How to think about it if you run an AI product in India
If you are a founder, counsel, or lead engineer, you do not need to become a copyright scholar overnight. You do need a crisp internal stance. A practical way to frame it:
- Inventory first: write down what data you use today—open licences, proprietary feeds, scraped sources, customer uploads.
- Classify risk: separate clearly licensed or in-house material from grey-zone scraped sets that include Indian books, news, cinema or songs.
- Budget for a levy: assume some portion of future spend goes to a national licence, whether you like it or not. Treat it like cloud bills: part of the stack.
- Engage, don’t just complain: trade bodies, developer groups and creator collectives will all lobby on rates and rules.
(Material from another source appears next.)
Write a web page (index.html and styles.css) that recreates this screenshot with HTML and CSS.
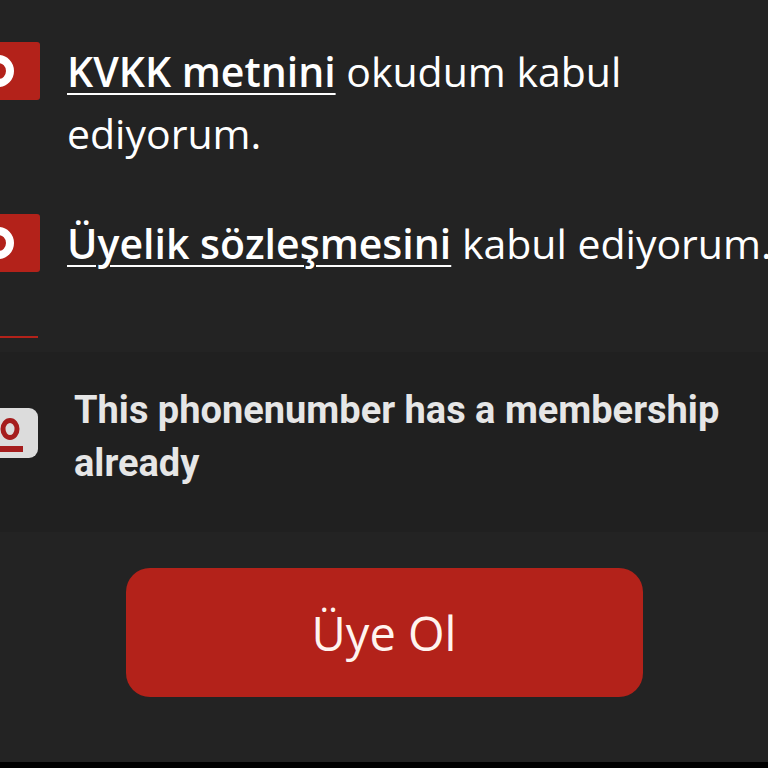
FILE: index.html
```html
<!DOCTYPE html>
<html lang="tr">
<head>
<meta charset="utf-8">
<title>Üye Ol</title>
<link rel="stylesheet" href="styles.css">
</head>
<body>
<main class="screen">
  <section class="terms">
    <div class="check-row">
      <span class="checkbox"><span class="ring"></span></span>
      <p class="check-text"><a class="link" href="#">KVKK metnini</a> okudum kabul ediyorum.</p>
    </div>
    <div class="check-row">
      <span class="checkbox"><span class="ring"></span></span>
      <p class="check-text"><a class="link" href="#">Üyelik sözleşmesini</a> kabul ediyorum.</p>
    </div>
  </section>
  <div class="divider"></div>
  <div class="toast">
    <span class="app-icon">
      <svg width="40" height="50" viewBox="0 0 40 50">
        <rect x="-10" y="0" width="48" height="50" rx="9" fill="#dcdcdc"/>
        <ellipse cx="10" cy="21" rx="7" ry="8.5" fill="none" stroke="#a51d1d" stroke-width="5"/>
        <rect x="0" y="38" width="23" height="6" fill="#a51d1d"/>
      </svg>
    </span>
    <p class="toast-text">This phonenumber has a membership already</p>
  </div>
  <div class="actions">
    <button class="primary" type="button">Üye Ol</button>
  </div>
  <div class="navbar"></div>
</main>
</body>
</html>
```

FILE: styles.css
```css
html, body {
  margin: 0;
  padding: 0;
  background: #232323;
  overflow: hidden;
}

.screen {
  width: 768px;
  height: 768px;
  display: flex;
  flex-direction: column;
  overflow: hidden;
  font-family: "Open Sans", "Noto Sans", sans-serif;
}

.terms {
  display: flex;
  flex-direction: column;
  gap: 48px;
  padding-top: 40px;
}

.check-row {
  display: flex;
  align-items: flex-start;
  gap: 27px;
  margin-left: -18px;
}

.checkbox {
  flex: none;
  width: 58px;
  height: 58px;
  margin-top: 2px;
  background: #b3221a;
  border-radius: 3px;
  display: flex;
  align-items: center;
  justify-content: flex-start;
  padding-left: 1px;
  box-sizing: border-box;
}

.ring {
  width: 15px;
  height: 16px;
  border: 8px solid #ffffff;
  border-radius: 50%;
}

.check-text {
  margin: 0;
  width: 725px;
  flex: none;
  color: #ffffff;
  font-size: 41px;
  line-height: 62px;
  font-weight: 400;
}

.link {
  color: #ffffff;
  font-weight: 600;
  text-decoration: underline;
  text-decoration-thickness: 2px;
  text-underline-offset: 6px;
}

.divider {
  width: 38px;
  height: 2px;
  background: #b3221a;
  margin-top: 62px;
}

.toast {
  margin-top: 14px;
  padding: 32px 0 42px;
  background: #202020;
  display: flex;
  align-items: center;
  gap: 34px;
}

.app-icon {
  flex: none;
  width: 40px;
  height: 50px;
  display: block;
  margin-top: -8px;
}

.app-icon svg {
  display: block;
}

.toast-text {
  margin: 0;
  width: 660px;
  color: #e6e6e6;
  font-family: Roboto, "Noto Sans", sans-serif;
  font-weight: 700;
  font-size: 38px;
  line-height: 53px;
}

.actions {
  display: flex;
  justify-content: center;
  padding-top: 36px;
}

.primary {
  width: 517px;
  height: 129px;
  border: none;
  border-radius: 24px;
  background: #b3221a;
  color: #fff4ef;
  font-family: "Open Sans", "Noto Sans", sans-serif;
  font-size: 47px;
  font-weight: 400;
  padding: 0;
}

.navbar {
  margin-top: auto;
  height: 6px;
  background: #000000;
}
```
If you ignore that stage, you live with whatever others negotiate.
Most importantly, resist the instinct to assume “nothing will happen.” India rarely writes a working paper like this for fun; it signals where the Overton window now sits.
Rule — a simple mental checkpoint for this reform
A compact rule of thumb for Indian AI builders:
“If your system learns from Indian copyrighted works, plan as if a national licence and royalty tab already exist—and treat today’s lower-friction world as a temporary discount, not a right.”
That mindset won’t answer every legal question. It will, however, keep you from making long-term bets on a loophole that policy is explicitly trying to close.
Disclaimer
This bataSutra article is an editorial explanation of a draft policy document and is intended for general information only. It is not legal advice and does not create any lawyer-client relationship. Companies, investors, creators and other stakeholders should consult qualified legal counsel and review the full official text of the working paper and any future legislation or regulations before making decisions.